History of Metro Centers for Community Advocacy
In 1986, Metropolitan Battered Women’s Program was founded as a private 501(C)(3) non-profit organization in Jefferson Parish to offer services for victims of violence. In 2006, Metropolitan Battered Women’s Program was renamed Metropolitan Center for Women and Children. In 2016, Metropolitan Center for Women and Children became Metro Centers for Community Advocacy (Metro). This name change identifies Metro more closely with the nature of our mission.
• Metro Centers for Community Advocacy (then known as Metropolitan Battered Women’s Program) was first founded to provide a 2nd stage (transitional shelter) for those victims fleeing violence in their homes. As a result, Metro opened the first transitional shelter for battered women in the state of Louisiana.
• In 1990, Metro Centers for Community Advocacy expanded its services to the increasing number of survivors residing in St. Charles, St. John, and St. James Parishes.
• In 1992, Metro opened an emergency shelter with the capacity for housing 15 women and children.
• In 2003, Metro purchased an office/shelter complex to serve survivors residing on the Westbank of Jefferson Parish.
• After Hurricane Katrina hit New Orleans in 2005, Metro began providing services for sexual assault victims to the Greater New Orleans area (Orleans, Jefferson, St. Bernard, and Plaquemines, St. Tammany, St. Charles, St. John, and St. James Parishes).
• In 2007, Metro started offering services to survivors of human trafficking.
Metro is primarily funded through state, federal, and local grant monies, as well as donations of clothing, food, personal care items or household items from private sources, cash and gift card donations.

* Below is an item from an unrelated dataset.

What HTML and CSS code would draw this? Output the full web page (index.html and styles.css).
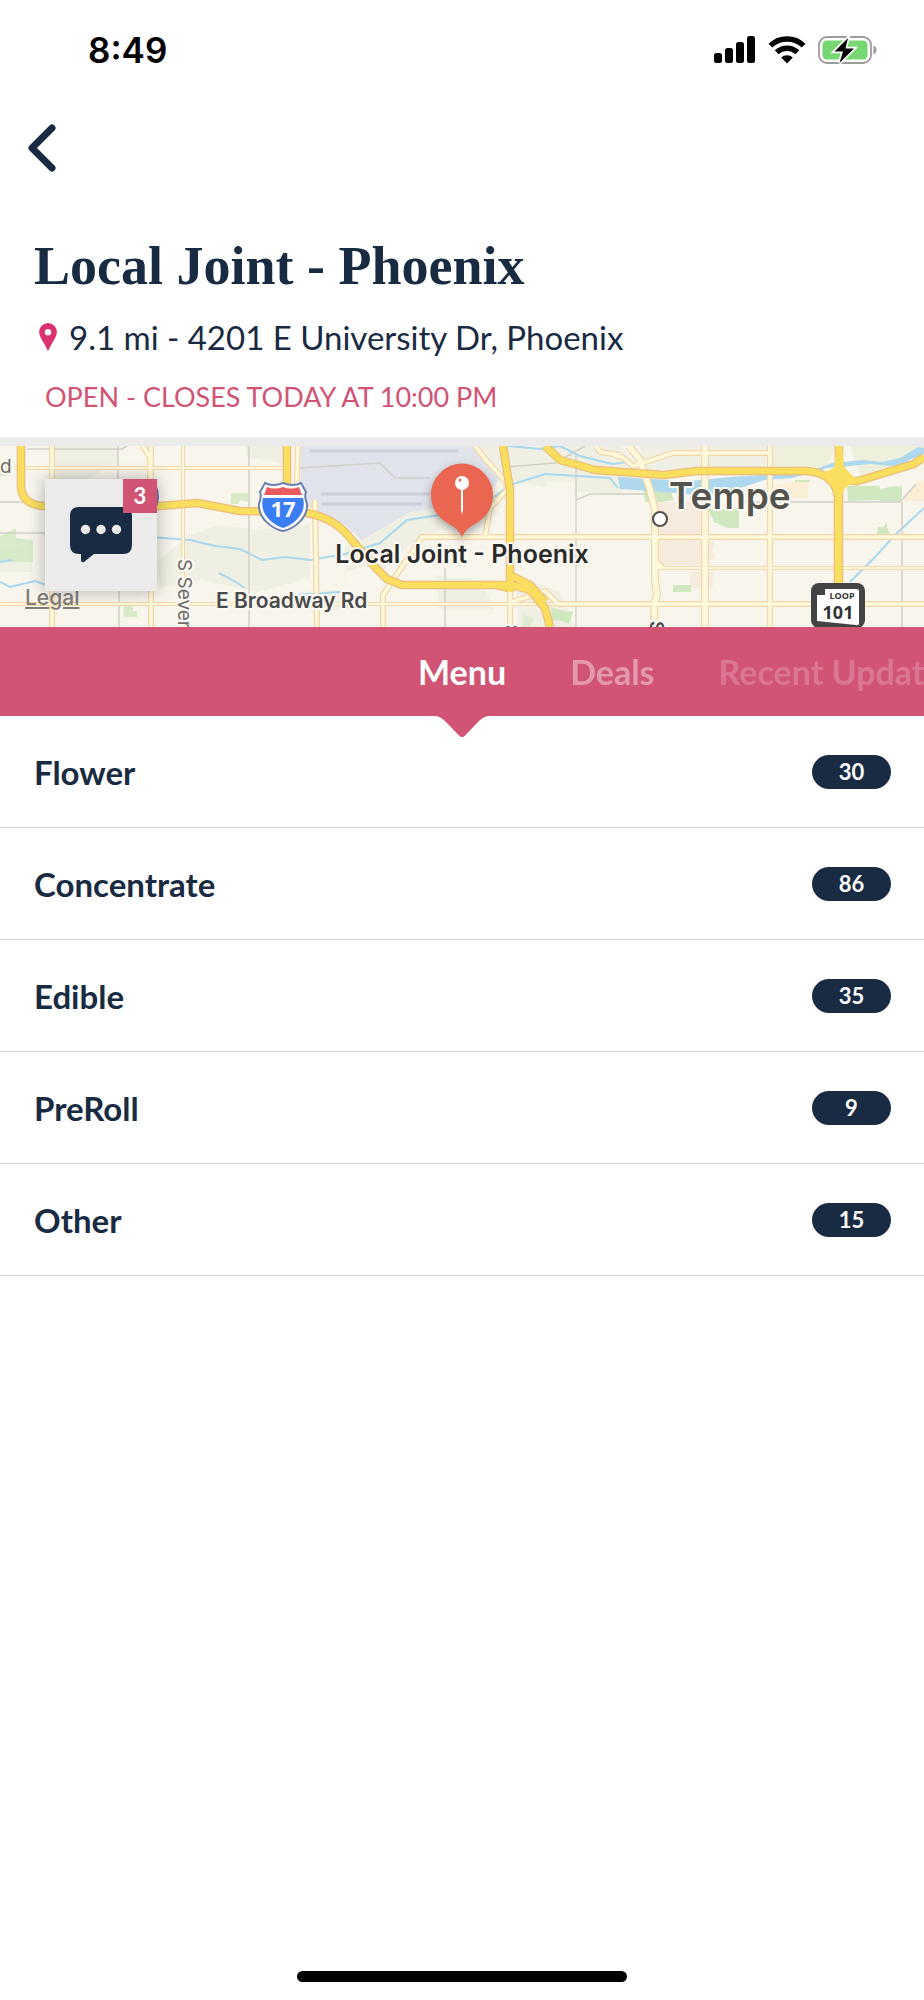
FILE: index.html
```html
<!DOCTYPE html>
<html lang="en">
<head>
<meta charset="utf-8">
<meta name="viewport" content="width=device-width, initial-scale=1">
<title>Local Joint - Phoenix</title>
<link rel="stylesheet" href="styles.css">
</head>
<body>
<div class="screen">
  <div class="status-bar">
    <time class="clock">8:49</time>
    <div class="status-icons">
      <svg width="42" height="28" viewBox="0 0 42 28" aria-label="Signal">
        <rect x="0" y="17" width="8" height="10" rx="2.5"/>
        <rect x="11" y="12" width="8" height="15" rx="2.5"/>
        <rect x="22" y="6" width="8" height="21" rx="2.5"/>
        <rect x="33" y="0" width="8" height="27" rx="2.5"/>
      </svg>
      <svg width="38" height="28" viewBox="0 0 38 28" aria-label="Wi-Fi">
        <g fill="none" stroke="#000" stroke-width="5.4">
          <path d="M2.4 9.6A24 24 0 0 1 35.6 9.6"/>
          <path d="M8.7 16.3A15 15 0 0 1 29.3 16.3"/>
        </g>
        <path d="M13.2 21.6a8.4 8.4 0 0 1 11.6 0L19 27.4z"/>
      </svg>
      <svg width="60" height="28" viewBox="0 0 60 28" aria-label="Battery charging">
        <rect x="1" y="1" width="52" height="26" rx="8" fill="none" stroke="#9b9b9b" stroke-width="1.8"/>
        <rect x="4.500" y="4.500" width="45" height="19" rx="4.500" fill="#76d672"/>
        <path d="M55.500 9.500c4 1.600 4 7.400 0 9z" fill="#9b9b9b"/>
        <path d="M30 2L16.500 15.500H25L21.500 27L36 12.500H27.500z" stroke="#fff" stroke-width="3.500"/>
        <path d="M30 2L16.500 15.500H25L21.500 27L36 12.500H27.500z"/>
      </svg>
    </div>
  </div>

  <header class="header">
    <button class="back" type="button" aria-label="Back">
      <svg width="28" height="48" viewBox="0 0 28 48"><path d="M24 4L4 24L24 44"/></svg>
    </button>
    <h1 class="title">Local Joint - Phoenix</h1>
    <p class="address">
      <svg width="18" height="29" viewBox="0 0 18 29"><path fill-rule="evenodd" d="M9 0a8.800 8.800 0 0 1 8.800 9C17.800 15 11.500 21 9 28.500C6.500 21 .200 15 .200 9A8.800 8.800 0 0 1 9 0zM9 6a3.200 3.200 0 1 0 0 6.400A3.200 3.200 0 0 0 9 6z"/></svg>
      <span>9.1 mi - 4201 E University Dr, Phoenix</span>
    </p>
    <p class="hours">OPEN - CLOSES TODAY AT 10:00 PM</p>
  </header>

  <section class="map" aria-label="Map">
    <svg class="map-art" viewBox="0 446 924 181" preserveAspectRatio="xMidYMid slice">
      <rect y="446" width="924" height="181" fill="#f8f5ed"/>
      <g fill="#efefe3">
        <path d="M52 446H118V462L85 480H52zM246 446H286V464L246 457zM190 535L220 525L262 530L310 525V578L258 592L200 580L160 588L158 560zM345 545L408 510H440V530L410 545L365 580H345zM440 446H620L640 470L620 495L560 490L510 480L492 480L480 500L450 520L500 480zM640 446H770V470H640zM0 550L30 545L33 572H0zM435 575L480 580L495 610L440 610z"/>
        <path d="M516 575L560 592L575 627H518zM300 592L345 590L350 610H318z"/>
      </g>
      <path d="M770 446H837L824 470H770zM850 446H924V458L860 475z" fill="#eff0db"/>
      <path d="M548 482L568 482V495L545 492zM345 572L380 562L372 600L348 596zM523 498L575 480L576 500L530 520zM118 446H135V458H118z" fill="#f8f5ed"/>
      <path d="M301 446H474L500 478L490 492L440 508L410 512L362 540L345 525L318 512L300 498z" fill="#e0e3ea"/>
      <path d="M657 502H705V565H662L657 560zM707 540L714 543L712 552L716 557L709 560L707 558zM690 572H713V588H690z" fill="#f5ecdd"/>
      <path d="M772 486L808 480V498H772zM902 498L918 482L924 480V501H902z" fill="#faefd5"/>
      <g fill="#cfe8bf">
        <path d="M0 463H10V476H0zM231 493H248V502L240 500L238 504H231zM124 606H133V611H137V617H123zM0 536L16 528V538L33 540V562H0z" opacity=".8"/>
        <path d="M551 607L564 611L573 612L569 624L558 620L552 621zM643 486L670 490L674 500L660 502L645 502zM708 509H739V528H728L714 522zM673 585H691V592H673zM847 486H880V500L848 501zM879 490L889 487L902 486V501H880zM878 527L884 527L887 521V527L890 534H877zM795 480H810V482H795z"/>
        <path d="M523 615L534 618L530 627H522z" opacity=".5"/>
      </g>
      <path d="M618 477L650 479L690 481L730 477L780 474L812 471L832 463L862 460L882 462L900 458L918 447L924 448V454L909 460L903 467L870 464L828 468L792 478L765 480L740 488L705 496L685 494L650 491L620 489z" fill="#aed8ee"/>
      <g fill="none" stroke="#a9d8ef" stroke-width="2">
        <path d="M150 537L190 540L215 546L240 549L262 560L285 557L310 560L345 554L380 543L407 520L440 515L490 500L510 485L545 474L610 478L618 488M0 582L10 587L35 581L52 587M219 573L236 582L245 588M850 582L875 557L895 535L924 508M508 446L540 449L560 446L580 456L612 464L630 462M295 595L340 592M0 562L12 560"/>
      </g>
      <g fill="none" stroke="#d2d0ca" stroke-width="1.500">
        <path d="M27 449H122L127 446M118 446V484M119 590V627M249 446V627M0 533H48M0 502H45M300 468L380 463L395 478H430M445 568V627M505 467L555 463L585 446M576 455V627M576 500L590 494L620 494M618 494H650M740 502H900L916 484M902 502V627"/>
      </g>
      <g stroke="#cccfd8" stroke-width="3"><path d="M310 451H458M321 494H430M321 504H422"/></g>
      <g fill="none" stroke-linejoin="round">
        <g stroke="#f3d6aa">
          <path d="M15 468H290M183 446V627M0 604H924M655 568H924" stroke-width="4"/>
          <path d="M52 446V627M143 446L150 458V480M151 446V627M315 500L317 627M383 627V595L422 537H924M510 590V627M475 446L486 460L506 482L507 490L490 508L485 537M596 446L600 452L620 455M614 455L622 457L633 466L673 453H770M770 446V627M510 601H515L545 591L558 604H924M298 446L296 502L312 510" stroke-width="6"/>
          <path d="M629 446L640 460L650 490L655 510V562L662 568M655 560V580L657 595L654 605L655 627M705 446V627" stroke-width="8"/>
        </g>
        <g stroke="#fef9da">
          <path d="M15 468H290M183 446V627M0 604H924M655 568H924" stroke-width="2"/>
          <path d="M52 446V627M143 446L150 458V480M151 446V627M315 500L317 627M383 627V595L422 537H924M510 590V627M475 446L486 460L506 482L507 490L490 508L485 537M596 446L600 452L620 455M614 455L622 457L633 466L673 453H770M770 446V627M510 601H515L545 591L558 604H924M298 446L296 502L312 510" stroke-width="3.500"/>
          <path d="M629 446L640 460L650 490L655 510V562L662 568M655 560V580L657 595L654 605L655 627M705 446V627" stroke-width="5.500"/>
        </g>
      </g>
      <g fill="none" stroke-linejoin="round">
        <path stroke="#edbd79" stroke-width="8.500" d="M21 446V488Q23 504 42 506H160L197 503L240 511L300 512Q328 515 345 532L375 567L387 579L402 585H512L530 590L545 608L550 627M287 446V490M503 446L510 490V592M495 585L510 588M512 576L530 585L545 602M545 446L560 460L595 470L664 475L697 471H808Q836 474 838 498V610M839 446V610M839 462Q842 483 858 481L914 464L924 457"/>
        <path stroke="#fadf5e" stroke-width="6" d="M21 446V488Q23 504 42 506H160L197 503L240 511L300 512Q328 515 345 532L375 567L387 579L402 585H512L530 590L545 608L550 627M287 446V490M503 446L510 490V592M495 585L510 588M512 576L530 585L545 602M545 446L560 460L595 470L664 475L697 471H808Q836 474 838 498V610M839 446V610M839 462Q842 483 858 481L914 464L924 457"/>
        <path fill="#fadf5e" d="M823 473L834 468L837 446H842L844 467L857 480L845 488L840 500L835 490z"/>
      </g>
      <g transform="translate(283 507)">
        <path d="M-18 -24Q-10 -20 0 -24Q10 -20 18 -24L23 -15Q21 -11 24 -3C25 12 10 22 0 24C-10 22 -25 12 -24 -3Q-21 -11 -23 -15z" fill="#fff" stroke="#6b7fb2" stroke-width="2"/>
        <path d="M-16 -20Q-8 -17 0 -20Q8 -17 16 -20L19 -12H-19z" fill="#eb5a5e"/>
        <path d="M-20 -9H20C24 6 12 17 0 21C-12 17 -24 6 -20 -9z" fill="#3b7df5"/>
        <text class="shield" y="10">17</text>
      </g>
      <path d="M155 484Q161 497 155 509" fill="none" stroke="#6b7fb2" stroke-width="2"/>
      <circle cx="660" cy="519" r="7" fill="#fff" stroke="#54544f" stroke-width="2.200"/>
      <g transform="translate(811 583)">
        <rect width="54" height="45" rx="8" fill="#444"/>
        <path d="M14 6H46Q48 6 48 8V40Q48 43 45 42L6 38V12H14z" fill="#fff"/>
        <text class="loop" x="31" y="16">LOOP</text>
        <text class="route" x="27" y="36">101</text>
      </g>
      <g class="labels">
        <text class="street" x="0" y="473">d</text>
        <text class="street" transform="translate(178 559) rotate(90)">S Seventh Ave</text>
        <text class="cross-street" transform="translate(505 625) rotate(90)">S</text>
        <text class="cross-street" transform="translate(650 621) rotate(90)">S Rural Rd</text>
        <text class="road" x="216" y="608">E Broadway Rd</text>
        <text class="city" x="669" y="509">Tempe</text>
        <text class="place" x="462" y="563">Local Joint - Phoenix</text>
      </g>
      <g class="pin">
        <path d="M462 463.500C479 463.500 493 478 493 495C493 508 486 518 475 524Q466 528 462 537Q458 528 449 524C438 518 431 508 431 495C431 478 445 463.500 462 463.500z" fill="#eb6650"/>
      </g>
      <path d="M461 488H463V510L462 515L461 510z" fill="#fff"/>
      <circle cx="462" cy="483" r="7" fill="#fff"/>
      <circle cx="460" cy="480" r="1.500" fill="#eb6650"/>
    </svg>
    <a class="legal" href="#legal">Legal</a>
    <button class="chat" type="button" aria-label="Messages, 3 unread">
      <svg width="62" height="56" viewBox="0 0 62 56">
        <path d="M9 0H53Q62 0 62 9V38Q62 47 53 47H24L14 55Q11 56 11 52V47H9Q0 47 0 38V9Q0 0 9 0z" fill="#192b42"/>
        <g fill="#ebebeb"><circle cx="15.500" cy="22.500" r="4.700"/><circle cx="31" cy="22.500" r="4.700"/><circle cx="46.500" cy="22.500" r="4.700"/></g>
      </svg>
      <span class="unread">3</span>
    </button>
  </section>

  <nav class="tabs" aria-label="Sections">
    <div class="tab-strip">
      <button class="tab tab-active" type="button">Menu</button>
      <button class="tab tab-next" type="button">Deals</button>
      <button class="tab tab-far" type="button">Recent Updates</button>
    </div>
    <svg class="tab-arrow" width="64" height="23" viewBox="0 0 64 23"><path d="M0 0V1Q9 0 15 6L29 20.500Q32 23.500 35 20.500L49 6Q55 0 64 1V0z"/></svg>
  </nav>

  <main>
    <ul class="menu">
      <li><a class="row" href="#flower"><span>Flower</span><span class="count">30</span></a></li>
      <li><a class="row" href="#concentrate"><span>Concentrate</span><span class="count">86</span></a></li>
      <li><a class="row" href="#edible"><span>Edible</span><span class="count">35</span></a></li>
      <li><a class="row" href="#preroll"><span>PreRoll</span><span class="count">9</span></a></li>
      <li><a class="row" href="#other"><span>Other</span><span class="count">15</span></a></li>
    </ul>
  </main>
  <div class="home-indicator"></div>
</div>
</body>
</html>
```
FILE: styles.css
```css
:root {
  --navy: #192b42;
  --rose: #d15475;
  --sans: Lato, "Open Sans", sans-serif;
  --system: Inter, "Liberation Sans", sans-serif;
}

* {
  box-sizing: border-box;
}

body {
  margin: 0;
  background: #fff;
  color: var(--navy);
  font-family: var(--sans);
}

button {
  padding: 0;
  border: 0;
  background: none;
  color: inherit;
  font: inherit;
}

h1,
p,
ul {
  margin: 0;
  padding: 0;
}

.screen {
  display: flex;
  flex-direction: column;
  min-height: 100vh;
}

.status-bar {
  display: flex;
  align-items: center;
  justify-content: space-between;
  height: 100px;
  padding: 0 46px 0 88px;
  color: #000;
  font-family: var(--system);
}

.clock {
  font-size: 35px;
  font-weight: 600;
}

.status-icons {
  display: flex;
  gap: 12px;
}

.header {
  display: flex;
  flex-direction: column;
  align-items: flex-start;
  padding: 24px 32px 22px 28px;
  border-bottom: 9px solid #ebebeb;
}

.back {
  display: flex;
}

.back path {
  fill: none;
  stroke: var(--navy);
  stroke-width: 7;
  stroke-linecap: round;
  stroke-linejoin: round;
}

.title {
  margin: 62px 0 0 6px;
  font: bold 54px/64px "Liberation Serif", "Times New Roman", serif;
}

.address {
  display: flex;
  align-items: center;
  gap: 12px;
  margin: 17px 0 0 11px;
  font-size: 33px;
  line-height: 44px;
}

.address svg {
  fill: #d83273;
}

.hours {
  margin: 20px 0 0 17px;
  color: var(--rose);
  font-size: 27px;
  line-height: 36px;
}

.map {
  position: relative;
  height: 181px;
  overflow: hidden;
}

.map-art {
  display: block;
  width: 100%;
  height: 100%;
  font-family: var(--system);
}

.labels {
  paint-order: stroke;
  stroke: #fbf9f3;
  stroke-width: 4px;
  stroke-linejoin: round;
}

.street {
  fill: #6b6b69;
  font-size: 19px;
}

.cross-street {
  fill: #4a4a4a;
  font-size: 18px;
  font-weight: 600;
}

.road {
  fill: #4a4a4a;
  font-size: 21px;
  font-weight: 600;
}

.city {
  fill: #54544f;
  font-size: 37px;
  font-weight: 600;
}

.place {
  fill: #2a2a2a;
  font-size: 25px;
  font-weight: 600;
  text-anchor: middle;
}

.shield {
  fill: #fff;
  font: bold 22px "Open Sans", sans-serif;
  text-anchor: middle;
}

.loop {
  fill: #333;
  font: bold 9px "Open Sans", sans-serif;
  text-anchor: middle;
}

.route {
  fill: #333;
  font: bold 18px "Open Sans", sans-serif;
  text-anchor: middle;
}

.pin {
  filter: drop-shadow(0 4px 5px rgb(0 0 0 / 35%));
}

.legal {
  position: absolute;
  bottom: 17px;
  left: 25px;
  color: #7e7d7a;
  font: 500 21px/24px var(--system);
  text-underline-offset: 2px;
}

.chat {
  position: absolute;
  top: 33px;
  left: 45px;
  display: grid;
  place-items: center;
  width: 112px;
  height: 112px;
  background: #ebebeb;
  box-shadow: 0 0 16px rgb(0 0 0 / 30%);
}

.unread {
  position: absolute;
  top: 0;
  right: 0;
  width: 34px;
  background: var(--rose);
  color: #fff;
  font-size: 22px;
  font-weight: 700;
  line-height: 34px;
}

.tabs {
  position: relative;
  background: var(--rose);
  color: #fff;
}

.tab-strip {
  display: flex;
  gap: 64px;
  height: 89px;
  padding-left: calc(50% - 44px);
  overflow: hidden;
}

.tab {
  flex: none;
  font-size: 34px;
  font-weight: 700;
  white-space: nowrap;
}

.tab-next {
  opacity: 0.4;
}

.tab-far {
  opacity: 0.2;
}

.tab-arrow {
  position: absolute;
  top: calc(100% - 1px);
  left: calc(50% - 32px);
  fill: var(--rose);
}

.menu {
  list-style: none;
}

.row {
  display: flex;
  align-items: center;
  justify-content: space-between;
  height: 112px;
  padding: 0 33px 0 34px;
  border-bottom: 1px solid #d3d4d6;
  color: inherit;
  font-size: 33px;
  font-weight: 700;
  text-decoration: none;
}

.count {
  width: 79px;
  border-radius: 17px;
  background: var(--navy);
  color: #fff;
  font-size: 22px;
  line-height: 34px;
  text-align: center;
}

.home-indicator {
  width: 330px;
  height: 11px;
  margin: auto auto 18px;
  border-radius: 6px;
  background: #000;
}
```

Metro Centers for Community Advocacy has a clear mission and goals focused on providing services for survivors of trauma through trauma-informed care. As an agency Metro constantly researches best practices to seek new ways to assist survivors. Metro Centers for Community Advocacy wants to help families regain their physical and emotional strength, resulting in empowerment and transformation. As survivors become stronger, the community is strengthened. Metro is also active in community education and outreach, operating on the premise that an informed public makes for a safer and more concerned citizenry.